Une ironie que l’on retrouve à droite, mais cette fois pour dénoncer le projet: «Si une telle mesure peut dans certaines circonstances avoir eu quelque effet, on doit malheureusement constater que la guerre n’a pas cessé sur notre planète», a ainsi déclaré, pince-sans-rire, et à l’exact opposé de Roger Nordmann, son collègue du conseil national, Olivier Feller qu’une telle grève, fût-elle inspirée par Aristophane, ne semble pas séduire.

Au delà de l’ironie, nos interlocuteurs n’ont eu de cesse de souligner le côté paradoxal, pour des féministes, d’appeler à une grève du sexe. «Se figurer que les hommes ne peuvent être influencés que lorsqu’on joue sur leurs pulsions physiques, c’est les tenir en bien piètre estime.

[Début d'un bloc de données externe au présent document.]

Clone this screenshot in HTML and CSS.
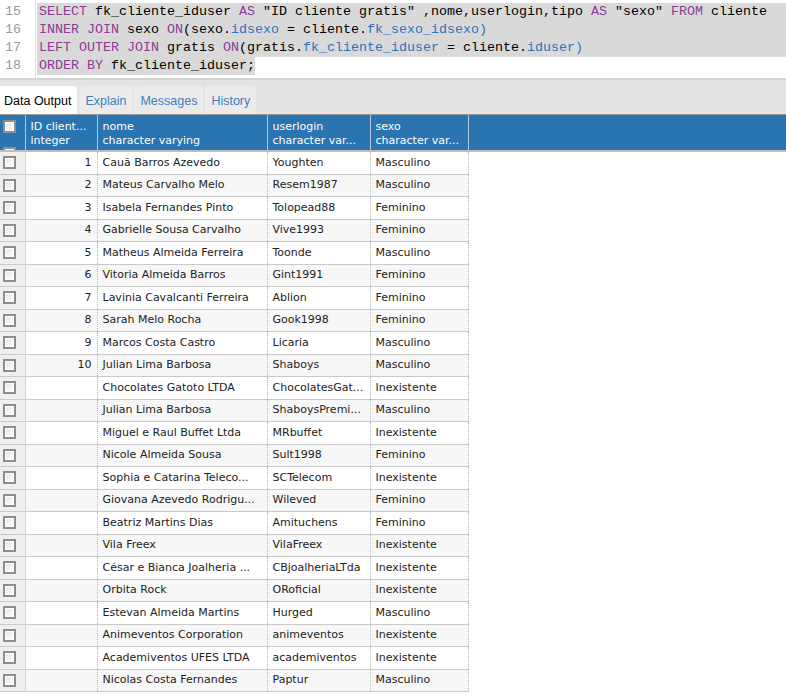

Curieux pour celles qui se réclament sans cesse de l’égalité», lâche ainsi le conseiller communal Valentin Christe du parti libéral-conservateur et ancien de l’UDC. Même son de cloche de la part de Gilles Meystre ex-conseiller communal radical et aujourd’hui président de GastroVaud: «Faire la “grève de l’amour”, c’est cultiver la dichotomie homme/femme qui alimente hélas la guerre des sexes. Pire, c’est maintenir la femme dans une représentation sexuée du monde. En clair, c’est un regrettable autogoal pour la cause des femmes!»

Un autogoal qui est également relevé par les deux seuls non politiques que nous avons sollicités et par ailleurs collaborateurs de Lausanne Cités: «L’amour n’est pas une monnaie d’échange! s’insurge ainsi notre chroniqueur Thomas Lecuyer. C’est un peu paradoxal de monnayer des revendications égalitaires avec son corps, alors même qu’on défend, à juste titre d’ailleurs, son intégrité absolue morale et physique.»

«Appeler à une grève de l’amour me semble suranné, ajoute enfin Jonas Schneiter, animateur à la RTS. C’est contribuer à ancrer le cliché qui voudrait que la femme “s’offre” à un homme, que celle-ci est donc au service du plaisir de l’homme. S’il y a grève de l’amour, ce serait vouloir punir l’homme en le privant. C’est une vision profondément inégalitaire. Ou alors, considérons une grève de l’amour comme une grève de la faim, l’acte masochiste de femmes désespérées.»